Here are three different ways to keep the conversation flowing, with value naturally attached.
Networking Groups and Trade Associations
This should be standard practice for you. It doesn’t matter necessarily which associations you’re a part of, so long as the connections provide potential for you and you take the time to get involved! Think of the efficiency of seeing your customers and prospects on a regular basis, in a networking-friendly setting. Think about the connections your current customers can help you make to their partners you’re trying to get in the door with.

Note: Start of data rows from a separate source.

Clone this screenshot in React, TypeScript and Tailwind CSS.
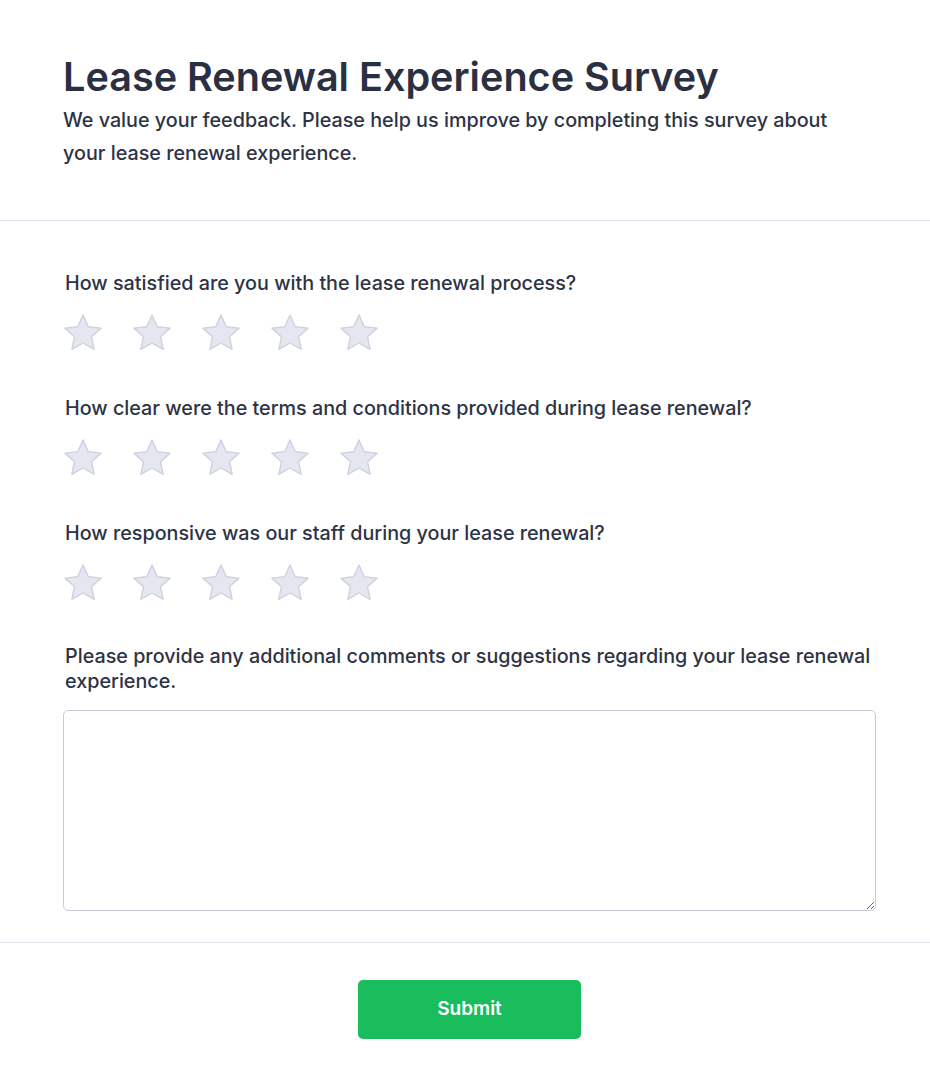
import React, { useState } from 'react';

const questions = [
  'How satisfied are you with the lease renewal process?',
  'How clear were the terms and conditions provided during lease renewal?',
  'How responsive was our staff during your lease renewal?',
];

const Star: React.FC<{ active: boolean; onClick: () => void }> = ({ active, onClick }) => (
  <button type="button" onClick={onClick} className="block w-[40px] h-[40px]">
    <svg viewBox="-1 -1 40 40" className="w-[40px] h-[40px]">
      <polygon
        points="19,1 24.29,12.72 37.07,14.13 27.56,22.78 30.17,35.37 19,29 7.83,35.37 10.44,22.78 0.93,14.13 13.71,12.72"
        fill={active ? '#facc15' : '#e4e7ef'}
        stroke={active ? '#eab308' : '#cdd2de'}
        strokeWidth="1.4"
        strokeLinejoin="round"
      />
    </svg>
  </button>
);

const App: React.FC = () => {
  const [ratings, setRatings] = useState<number[]>([0, 0, 0]);
  const [comment, setComment] = useState('');

  const setRating = (q: number, v: number) => {
    setRatings(r => r.map((x, i) => (i === q ? v : x)));
  };

  return (
    <div className="min-h-screen bg-white font-['Inter',sans-serif] text-[#2d3344]">
      <header className="pl-[63px] pr-[54px] pt-[51px] pb-[50px] border-b border-[#dcdfea]">
        <h1 className="text-[39.6px] leading-[53px] font-semibold text-[#2a3042]">
          Lease Renewal Experience Survey
        </h1>
        <p className="w-[790px] text-[19.75px] leading-[33px] font-medium text-[#2d3344]">
          We value your feedback. Please help us improve by completing this survey about your lease renewal experience.
        </p>
      </header>

      <main className="pl-[63px] pr-[54px] pt-[50px] pb-[31px] border-b border-[#e3e5ee]">
        <div className="flex flex-col gap-[43px]">
          {questions.map((q, qi) => (
            <div key={q} className="flex flex-col gap-[17px]">
              <label className="pl-[2px] text-[19.75px] leading-[25px] font-medium">{q}</label>
              <div className="flex gap-[29px]">
                {[1, 2, 3, 4, 5].map(v => (
                  <Star key={v} active={ratings[qi] >= v} onClick={() => setRating(qi, v)} />
                ))}
              </div>
            </div>
          ))}
          <div className="-mt-[2px] flex flex-col gap-[16px]">
            <label className="pl-[2px] text-[19.75px] leading-[25px] font-medium">
              Please provide any additional comments or suggestions regarding your lease renewal experience.
            </label>
            <textarea
              value={comment}
              onChange={e => setComment(e.target.value)}
              className="w-full h-[201px] rounded-[5px] border border-[#c9ccd8] p-3 text-base outline-none"
            />
          </div>
        </div>
      </main>

      <div className="pl-[63px] pr-[54px] pt-[37px] pb-[50px] flex justify-center">
        <button
          type="button"
          className="w-[223px] h-[59px] rounded-[5px] bg-[#19bd5b] text-white text-[19px] font-semibold"
        >
          Submit
        </button>
      </div>
    </div>
  );
};

export default App;
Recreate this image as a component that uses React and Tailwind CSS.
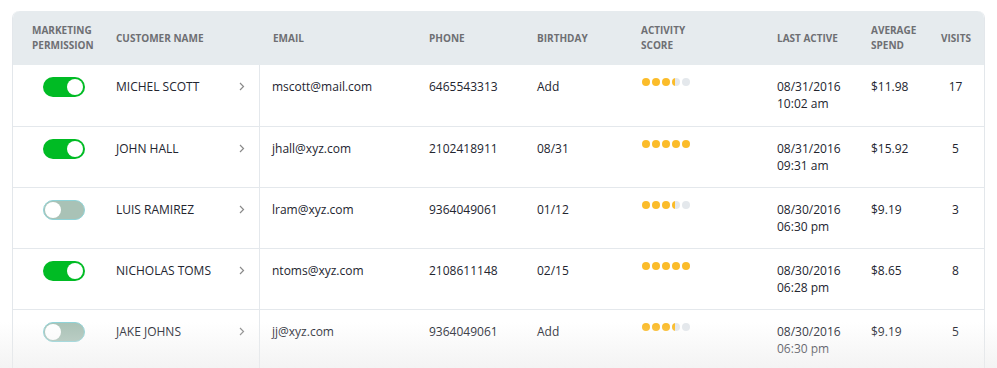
import React from "react";

const rows = [
  { on: true, name: "MICHEL SCOTT", email: "mscott@mail.com", phone: "6465543313", bday: "Add", score: 3.35, date: "08/31/2016", time: "10:02 am", spend: "$11.98", visits: "17" },
  { on: true, name: "JOHN HALL", email: "jhall@xyz.com", phone: "2102418911", bday: "08/31", score: 5, date: "08/31/2016", time: "09:31 am", spend: "$15.92", visits: "5" },
  { on: false, name: "LUIS RAMIREZ", email: "lram@xyz.com", phone: "9364049061", bday: "01/12", score: 3.35, date: "08/30/2016", time: "06:30 pm", spend: "$9.19", visits: "3" },
  { on: true, name: "NICHOLAS TOMS", email: "ntoms@xyz.com", phone: "2108611148", bday: "02/15", score: 5, date: "08/30/2016", time: "06:28 pm", spend: "$8.65", visits: "8" },
  { on: false, name: "JAKE JOHNS", email: "jj@xyz.com", phone: "9364049061", bday: "Add", score: 3.35, date: "08/30/2016", time: "06:30 pm", spend: "$9.19", visits: "5" },
];

const cols = "grid grid-cols-[91px_156px_157px_108px_104px_136px_94px_70px_1fr]";

function Toggle({ on }) {
  return on ? (
    <div className="w-[42px] h-[20px] rounded-full bg-[#00bb24] flex items-center justify-end pr-[2px]">
      <div className="w-[16px] h-[16px] rounded-full bg-white" />
    </div>
  ) : (
    <div className="w-[42px] h-[20px] rounded-full bg-[#a9c2b6] border border-[#8fd3d8] flex items-center justify-start pl-[1px]">
      <div className="w-[16px] h-[16px] rounded-full bg-white" />
    </div>
  );
}

function Dots({ score }) {
  const items = [];
  for (let i = 0; i < 5; i++) {
    const f = Math.max(0, Math.min(1, score - i));
    let bg;
    if (f >= 1) bg = "#fbbc2a";
    else if (f <= 0) bg = "#e4e8ec";
    else bg = `linear-gradient(to right, #fbbc2a ${f * 100}%, #e4e8ec ${f * 100}%)`;
    items.push(<div key={i} className="w-[8px] h-[8px] rounded-full" style={{ background: bg }} />);
  }
  return <div className="flex gap-[2px]">{items}</div>;
}

function Head({ children, className = "" }) {
  return (
    <div className={"flex items-center text-[10px] leading-[15px] font-bold uppercase text-[#6e6f73] " + className}>
      <div>{children}</div>
    </div>
  );
}

export default function App() {
  return (
    <div className="relative w-[997px] h-[368px] overflow-hidden bg-white pt-[11px] pl-[12px] pr-[12px]" style={{ fontFamily: '"Open Sans", "Noto Sans", sans-serif' }}>
      <div className="w-[973px] rounded-t-[7px] border-x border-[#e3e7eb] text-[#23252f]">
        <div className={cols + " h-[54px] bg-[#e6ebee] rounded-t-[7px]"}>
          <Head className="pl-[19px]">Marketing<br />Permission</Head>
          <Head className="pl-[12px]">Customer Name</Head>
          <Head className="pl-[13px]">Email</Head>
          <Head className="pl-[12px]">Phone</Head>
          <Head className="pl-[12px]">Birthday</Head>
          <Head className="pl-[12px]">Activity<br />Score</Head>
          <Head className="pl-[12px]">Last Active</Head>
          <Head className="pl-[12px]">Average<br />Spend</Head>
          <Head className="pl-[12px]">Visits</Head>
        </div>
        {rows.map((r, i) => (
          <div key={i} className={cols + " h-[61px] text-[12px] leading-[17px] " + (i > 0 ? "border-t border-[#e4e8ec]" : "")}>
            <div className="pl-[30px] pt-[12px]"><Toggle on={r.on} /></div>
            <div className="pl-[12px] pr-[14px] pt-[13px] flex justify-between items-start border-r border-[#e4e8ec]">
              <span>{r.name}</span>
              <svg width="6" height="9" viewBox="0 0 6 9" className="mt-[4px]">
                <polyline points="1,1 4.5,4.5 1,8" fill="none" stroke="#8a8a8a" strokeWidth="1.2" />
              </svg>
            </div>
            <div className="pl-[12px] pt-[13px]">{r.email}</div>
            <div className="pl-[12px] pt-[13px]">{r.phone}</div>
            <div className="pl-[12px] pt-[13px]">{r.bday}</div>
            <div className="pl-[13px] pt-[13px]"><Dots score={r.score} /></div>
            <div className="pl-[12px] pt-[13px]">{r.date}<br />{r.time}</div>
            <div className="pl-[12px] pt-[13px]">{r.spend}</div>
            <div className="pt-[13px] text-center pr-[2px]">{r.visits}</div>
          </div>
        ))}
      </div>
      <div className="absolute left-0 right-0 bottom-0 h-[46px] pointer-events-none bg-gradient-to-b from-[rgba(255,255,255,0)] to-[rgba(236,236,236,0.6)]" />
    </div>
  );
}
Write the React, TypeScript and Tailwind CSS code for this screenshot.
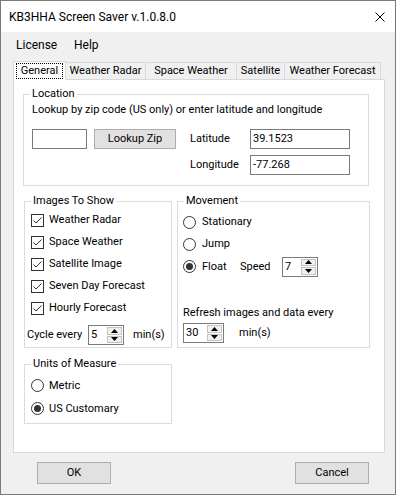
import React from 'react'

function CheckBox({ label }: { label: string }) {
  return (
    <div className="flex h-[22px] items-center pl-[6px]">
      <div className="flex h-[13px] w-[13px] items-center justify-center border border-[#333] bg-white">
        <svg width="11" height="11" viewBox="0 0 11 11">
          <path d="M1.5 5.5 L4 8 L9.5 2.5" fill="none" stroke="#333" strokeWidth="1" />
        </svg>
      </div>
      <span className="ml-[5px]">{label}</span>
    </div>
  )
}

function Radio({ checked }: { checked?: boolean }) {
  return (
    <div className="flex h-[13px] w-[13px] shrink-0 items-center justify-center rounded-full border border-[#333] bg-white">
      {checked && <div className="h-[7px] w-[7px] rounded-full bg-[#333]" />}
    </div>
  )
}

function Spinner({ value, width }: { value: string; width: string }) {
  return (
    <div className={`flex h-[20px] shrink-0 border border-[#7a7a7a] bg-white ${width}`}>
      <span className="flex-1 pl-[2px] leading-[18px]">{value}</span>
      <div className="m-px flex w-[15px] flex-col gap-px">
        <div className="flex flex-1 items-center justify-center border border-[#c4c4c4] bg-[#f0f0f0]">
          <svg width="7" height="4" viewBox="0 0 7 4">
            <path d="M0 4 L3.5 0 L7 4 Z" fill="#000" />
          </svg>
        </div>
        <div className="flex flex-1 items-center justify-center border border-[#c4c4c4] bg-[#f0f0f0]">
          <svg width="7" height="4" viewBox="0 0 7 4">
            <path d="M0 0 L3.5 4 L7 0 Z" fill="#000" />
          </svg>
        </div>
      </div>
    </div>
  )
}

function TextBox({ value, width }: { value?: string; width: string }) {
  return (
    <div className={`h-[20px] shrink-0 border border-[#7a7a7a] bg-white pl-[2px] leading-[18px] ${width}`}>
      {value}
    </div>
  )
}

function Group({
  title,
  className,
  children,
}: {
  title: string
  className: string
  children: React.ReactNode
}) {
  return (
    <fieldset className={`m-0 min-w-0 border border-[#dcdcdc] p-0 ${className}`}>
      <legend className="ml-[6px] px-[2px] leading-[16px]">{title}</legend>
      {children}
    </fieldset>
  )
}

const tabs = [
  { name: 'Weather Radar', w: 'w-[81px]' },
  { name: 'Space Weather', w: 'w-[92px]' },
  { name: 'Satellite', w: 'w-[49px]' },
  { name: 'Weather Forecast', w: 'w-[97px]' },
]

export default function App() {
  return (
    <div className="flex h-[495px] w-[396px] flex-col whitespace-nowrap border border-[#7a7a7a] bg-[#f0f0f0] font-['Roboto',Arial,sans-serif] text-[11px] leading-[16px] text-black">
      {/* title bar */}
      <div className="flex h-[31px] items-center justify-between bg-white pl-[8px] pr-[10px]">
        <span className="text-[12px]">KB3HHA Screen Saver v.1.0.8.0</span>
        <svg width="10" height="10" viewBox="0 0 10 10">
          <path d="M0.5 0.5 L9.5 9.5 M9.5 0.5 L0.5 9.5" stroke="#000" strokeWidth="1" />
        </svg>
      </div>

      {/* menu */}
      <div className="flex h-[25px] items-center pl-[15px] text-[12px]">
        <span className="w-[58px]">License</span>
        <span>Help</span>
      </div>

      {/* tabs */}
      <div className="mt-[4px] flex h-[18px] items-end pl-[12px]">
        <div className="relative z-10 -mb-px flex h-[19px] w-[53px] items-start justify-center border border-b-0 border-[#d9d9d9] bg-white pt-px">
          <span className="border border-dotted border-black px-[4px] leading-[14px]">General</span>
        </div>
        {tabs.map((t) => (
          <div
            key={t.name}
            className={`-ml-px flex h-[17px] items-center justify-center border border-b-0 border-[#d9d9d9] bg-[#f0f0f0] ${t.w}`}
          >
            {t.name}
          </div>
        ))}
      </div>

      {/* tab panel */}
      <div className="ml-[12px] flex h-[374px] w-[372px] flex-col border border-[#d9d9d9] bg-white">
        <Group title="Location" className="ml-[9px] mt-[6px] w-[346px] pb-[10px]">
          <div className="pl-[8px]">Lookup by zip code (US only) or enter latitude and longitude</div>
          <div className="mt-[11px] flex items-start pl-[8px]">
            <TextBox width="w-[55px]" />
            <div className="ml-[7px] flex h-[20px] w-[82px] items-center justify-center border border-[#adadad] bg-[#e1e1e1]">
              Lookup Zip
            </div>
            <div className="ml-[14px] flex flex-col gap-[6px]">
              <div className="flex h-[20px] items-center">
                <span className="w-[60px]">Latitude</span>
                <TextBox value="39.1523" width="w-[100px]" />
              </div>
              <div className="flex h-[20px] items-center">
                <span className="w-[60px]">Longitude</span>
                <TextBox value="-77.268" width="w-[100px]" />
              </div>
            </div>
          </div>
        </Group>

        <div className="mt-[7px] flex">
          <Group title="Images To Show" className="ml-[10px] w-[148px] pb-[2px]">
            <CheckBox label="Weather Radar" />
            <CheckBox label="Space Weather" />
            <CheckBox label="Satellite Image" />
            <CheckBox label="Seven Day Forecast" />
            <CheckBox label="Hourly Forecast" />
            <div className="mt-[6px] flex h-[20px] items-center pl-[2px]">
              <span className="w-[61px]">Cycle every</span>
              <Spinner value="5" width="w-[36px]" />
              <span className="ml-[9px]">min(s)</span>
            </div>
          </Group>

          <Group title="Movement" className="ml-[5px] w-[193px] pb-[4px] pt-[2px]">
            <div className="flex h-[22px] items-center pl-[5px]">
              <Radio />
              <span className="ml-[6px]">Stationary</span>
            </div>
            <div className="flex h-[22px] items-center pl-[5px]">
              <Radio />
              <span className="ml-[6px]">Jump</span>
            </div>
            <div className="flex h-[23px] items-center pl-[5px]">
              <Radio checked />
              <span className="ml-[6px] w-[38px]">Float</span>
              <span className="w-[42px]">Speed</span>
              <Spinner value="7" width="w-[36px]" />
            </div>
            <div className="mt-[27px] pl-[5px]">Refresh images and data every</div>
            <div className="mt-[2px] flex h-[20px] items-center pl-[5px]">
              <Spinner value="30" width="w-[41px]" />
              <span className="ml-[15px]">min(s)</span>
            </div>
          </Group>
        </div>

        <Group title="Units of Measure" className="ml-[10px] mt-[8px] w-[148px] pb-[3px] pt-[2px]">
          <div className="flex h-[23px] items-center pl-[6px]">
            <Radio />
            <span className="ml-[5px]">Metric</span>
          </div>
          <div className="flex h-[23px] items-center pl-[6px]">
            <Radio checked />
            <span className="ml-[5px]">US Customary</span>
          </div>
        </Group>
      </div>

      {/* buttons */}
      <div className="mt-[9px] flex justify-between pl-[36px] pr-[26px]">
        <div className="flex h-[22px] w-[74px] items-center justify-center border border-[#adadad] bg-[#e1e1e1]">OK</div>
        <div className="flex h-[22px] w-[74px] items-center justify-center border border-[#adadad] bg-[#e1e1e1]">Cancel</div>
      </div>
    </div>
  )
}
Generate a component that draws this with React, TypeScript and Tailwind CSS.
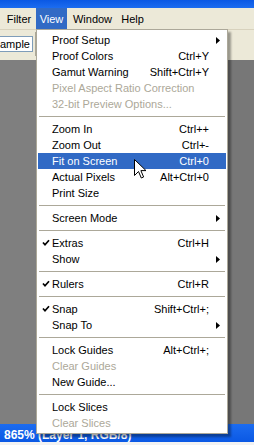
import React from "react";

type Item =
  | { sep: true }
  | {
      sep?: false;
      label: string;
      shortcut?: string;
      disabled?: boolean;
      checked?: boolean;
      submenu?: boolean;
      active?: boolean;
    };

const items: Item[] = [
  { label: "Proof Setup", submenu: true },
  { label: "Proof Colors", shortcut: "Ctrl+Y" },
  { label: "Gamut Warning", shortcut: "Shift+Ctrl+Y" },
  { label: "Pixel Aspect Ratio Correction", disabled: true },
  { label: "32-bit Preview Options...", disabled: true },
  { sep: true },
  { label: "Zoom In", shortcut: "Ctrl++" },
  { label: "Zoom Out", shortcut: "Ctrl+-" },
  { label: "Fit on Screen", shortcut: "Ctrl+0", active: true },
  { label: "Actual Pixels", shortcut: "Alt+Ctrl+0" },
  { label: "Print Size" },
  { sep: true },
  { label: "Screen Mode", submenu: true },
  { sep: true },
  { label: "Extras", shortcut: "Ctrl+H", checked: true },
  { label: "Show", submenu: true },
  { sep: true },
  { label: "Rulers", shortcut: "Ctrl+R", checked: true },
  { sep: true },
  { label: "Snap", shortcut: "Shift+Ctrl+;", checked: true },
  { label: "Snap To", submenu: true },
  { sep: true },
  { label: "Lock Guides", shortcut: "Alt+Ctrl+;" },
  { label: "Clear Guides", disabled: true },
  { label: "New Guide..." },
  { sep: true },
  { label: "Lock Slices" },
  { label: "Clear Slices", disabled: true },
];

function Check() {
  return (
    <svg width="8" height="8" viewBox="0 0 8 8" className="block">
      <path d="M1 3.5 L3 5.8 L7 1.2" fill="none" stroke="currentColor" strokeWidth="1.7" />
    </svg>
  );
}

function Arrow({ white }: { white?: boolean }) {
  return (
    <svg width="4" height="7" viewBox="0 0 4 7" className="block">
      <path d="M0 0 L4 3.5 L0 7 Z" fill={white ? "#fff" : "#000"} />
    </svg>
  );
}

function Cursor() {
  return (
    <svg width="13" height="21" viewBox="0 0 13 21" className="absolute left-[134px] top-[159px]">
      <path
        d="M0.5 0.5 L0.5 16.5 L4.5 12.5 L7.3 19 L9.6 18 L6.9 11.6 L12 11.6 Z"
        fill="#fff"
        stroke="#000"
        strokeWidth="1"
      />
    </svg>
  );
}

function ViewMenu() {
  return (
    <div className="absolute left-[36px] top-[29px] w-[192px] bg-white border border-[#aca899] p-px pt-[2px] pb-[2px] shadow-[3px_3px_2px_rgba(0,0,0,0.35)]">
      {items.map((it, i) =>
        it.sep ? (
          <div key={i} className="h-[9px] flex items-center px-px">
            <div className="h-px w-full bg-[#aca899]" />
          </div>
        ) : (
          <div
            key={i}
            className={`h-4 flex items-center ${
              it.active ? "bg-[#316ac5] text-white" : it.disabled ? "text-[#aca899]" : "text-black"
            }`}
          >
            <div className="w-[14px] flex justify-center pl-[2px]">{it.checked && <Check />}</div>
            <div className="flex-1 whitespace-nowrap overflow-hidden">{it.label}</div>
            {it.shortcut && <div className="whitespace-nowrap">{it.shortcut}</div>}
            <div className="w-[17px] flex justify-end pr-[6px]">
              {it.submenu && <Arrow white={it.active} />}
            </div>
          </div>
        )
      )}
    </div>
  );
}

export default function App() {
  return (
    <div
      className="relative w-[254px] h-[445px] overflow-hidden flex flex-col bg-[#808080] text-[11px] leading-4"
      style={{ fontFamily: '"Liberation Sans", Arial, sans-serif' }}
    >
      <div className="h-2 bg-gradient-to-b from-[#0a58e4] to-[#1c6cf0]" />
      <div className="h-[21px] bg-[#ece9d8] flex items-stretch text-black">
        <div className="w-9 flex items-center justify-center pl-[2px]">Filter</div>
        <div className="w-[31px] flex items-center justify-center bg-[#316ac5] text-white">View</div>
        <div className="w-[47px] flex items-center justify-center pl-1">Window</div>
        <div className="w-[34px] flex items-center justify-center pl-[3px]">Help</div>
      </div>
      <div className="h-[31px] bg-[#ece9d8] border-t border-[#d8d2bd] flex items-start">
        <div className="mt-[6px] h-4 w-[33px] bg-white border border-[#7f9db9] border-l-0 flex items-center overflow-hidden text-black">
          ample
        </div>
        <div className="ml-[2px] mt-[2px] h-6 w-px bg-[#aca899]" />
      </div>
      <div className="flex-1 bg-[#808080] flex">
        <div className="w-[36px] bg-[#7f7f7f]" />
        <div className="flex-1 bg-[#777777]" />
      </div>
      <div className="h-[18px] bg-gradient-to-b from-[#1c6cf0] to-[#0a58e4] text-white font-bold text-[12px] leading-[13px] pl-[4px] pt-[5px] whitespace-nowrap">
        865% (Layer 1, RGB/8)
      </div>
      <div className="h-[3px] bg-[#f2f2f2]" />
      <ViewMenu />
      <Cursor />
    </div>
  );
}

Stay active, get on a committee, sponsor events, and have a goal to meet three new people at every meeting while keeping in connection with your current base.
Your number of sales contacts alone should skyrocket just from associations… and gatekeepers don’t go to these meetings.
Fleet Cycling
The mere discussion of fleet cycling presents a unique opportunity to stay connected with clients while offering added value. Proactive fleet management initiatives, such as offering maintenance reminders, performance reports, and fleet optimization recommendations, demonstrate a commitment to client success beyond the initial sale.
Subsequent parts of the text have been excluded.